Sunday, March 27, 2005

Easter eggs

Walking past Labyrinth Books Friday, a mass of blankets came toward me in a wheelchair. A woman, maybe in her 40s, was pushing it along the sidewalk.

As I got closer, I saw a face peering out from the blankets. It was gaunt and frail. The eyes looked right at me, staying stuck on my face like they do sometimes on portraits at art museums. What would it be like to live that way?

I’m about to let another cup of coffee run through my system, because I’m barely awake. I went to church this morning for the first time since Christmas, at St. John the Divine. Easter doesn’t seem like much now that I’m in New York. It used to mean lunch or dinner at my aunt's. Occasionally it meant the gist of the ritual, which was that life followed death, that someone once made an unimaginable sacrifice. Now that I’ve fallen out of love with faith it meant little more than the voices of a faraway choir and a cafeteria-style brunch with Erin: cornflakes, Crystal Light and scrambled eggs with cheese.


Sunday, March 20, 2005

The outfit of a guy in Butler Library

Black shirt, black pants. High-top Converse sneakers the color of Pepto-Bismal. Two-inch-tall, gold-plated bullets strung along his waist like a belt.

Saturday, March 12, 2005

Peelander-z

You've got to read this story Caitlin wrote about Japanese punk rockers. It's hysterical.

Friday, March 11, 2005

At least these are fluffy snowflakes

It’s happened --- I’ve become a New Yorker.

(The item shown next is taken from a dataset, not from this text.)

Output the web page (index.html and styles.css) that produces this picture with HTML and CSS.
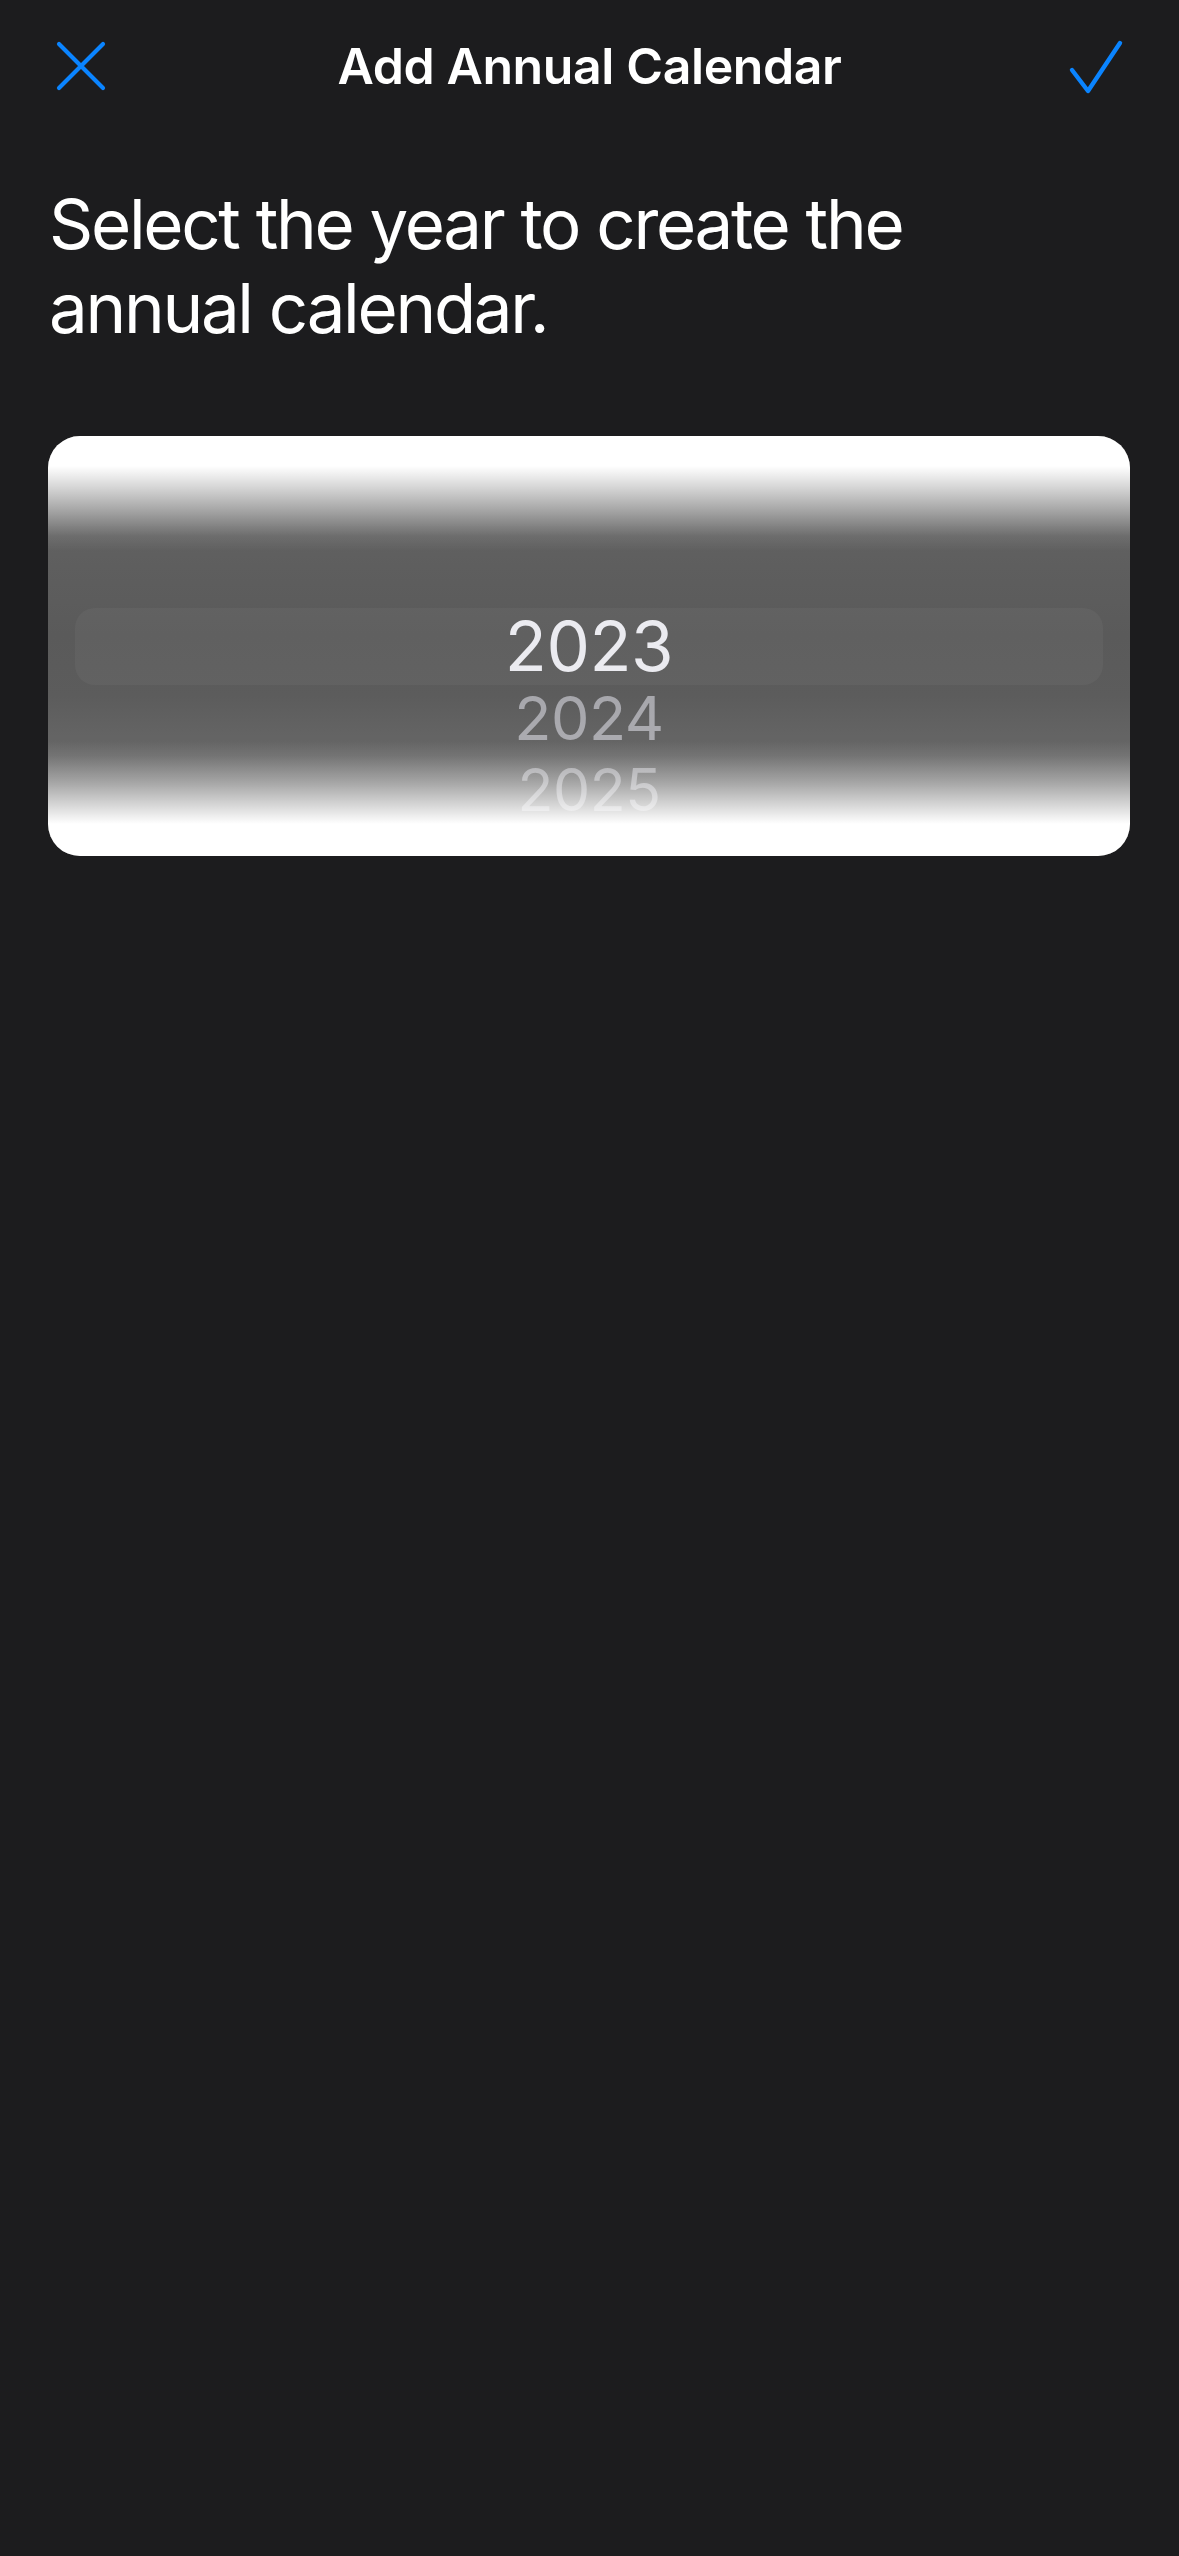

I wasn’t worried about the possibility of becoming one before I moved here, mostly because I hadn’t watched Sex and the City, read New York Magazine, or known any brats from the Big Apple. In the past six months I’ve done some of the best work of my life. I’ve also bought more shoes, had more meaningless flings, and consumed more just-because treats like mochas and Jamba Juice than I ever have. I don’t attach the same kind of importance to certain things that I did even a year ago. In Rochester I was earthier. Here, I’m sky.

Maybe I’m ranting because I just spent $3.79 on my favorite kind of orange juice. Maybe because I don’t converse with myself as easily as I used to. I used to ponder life’s questions. Now, I try to convince myself I’m answering them.

On another note, I just got back from my first-ever first amendment breakfast at the Columbia Club. I was late, of course --- but it started at 8 a.m. so I wasn’t expecting to be on time. The panelists talked about decency issues and censorship. Frank Rich was charmingly loose-lipped. At his most quotable, he called Michael Powell a hypocrite.

The neatest piece of information I gleaned from the lecture was the increased number of complaints the FCC receives. I think the panelists said that number was in the hundreds four years ago. Last year, it was above a million. (They cited new methods of electronic complaint-making as a reason for that trend.) Religious groups complain a lot, the panelists said, but when it comes time to offer a-la-carte cable channels they balk at the idea. They know people like, say, New Yorkers would cut their religious channels first.

It’s true that mainstream media didn’t cover the Cheney f-bomb on the Senate floor with as much delight as they did Bono’s. Why?

Wednesday, March 02, 2005

Women's history month?

Should journalists be allowed to blog? Donate money to political parties? Some employers don't think so. Some don't even let them. How much freedom is "too much" in the industry? Read a good story about that here.

From this point on, March is going to be Women's History Month. George Bush came out with a press release about it yesterday. Read it on the wonkette.

I played at the Underground again last night. I'm becoming a big fan of some of the other musicians --- their songs replay in my head long after I've left the bar in a fuzzy 2 a.m. wooze. Dan Slobak is one of my favorites, and I really like the guy who wore the crazy collared shirt last night... and the two girls... I need to improve my name-retention skills, methinks.

Lloyd of Keygrip fame came over two days ago to help me make a demo. Apparently crappy demos can cost upwards of $500. Lloyd is giving me mine for the price of approximately five lattes at Starbucks. Who could ask for anything more? Once I have songs that are streamable, I'll put some on my blog.

Speaking of technological advancements that seem to come easy for everyone but me, I am working on a website. The address is www.jennyweiss.net. I'd appreciate any and all advice as I continue to build it, brick by brick.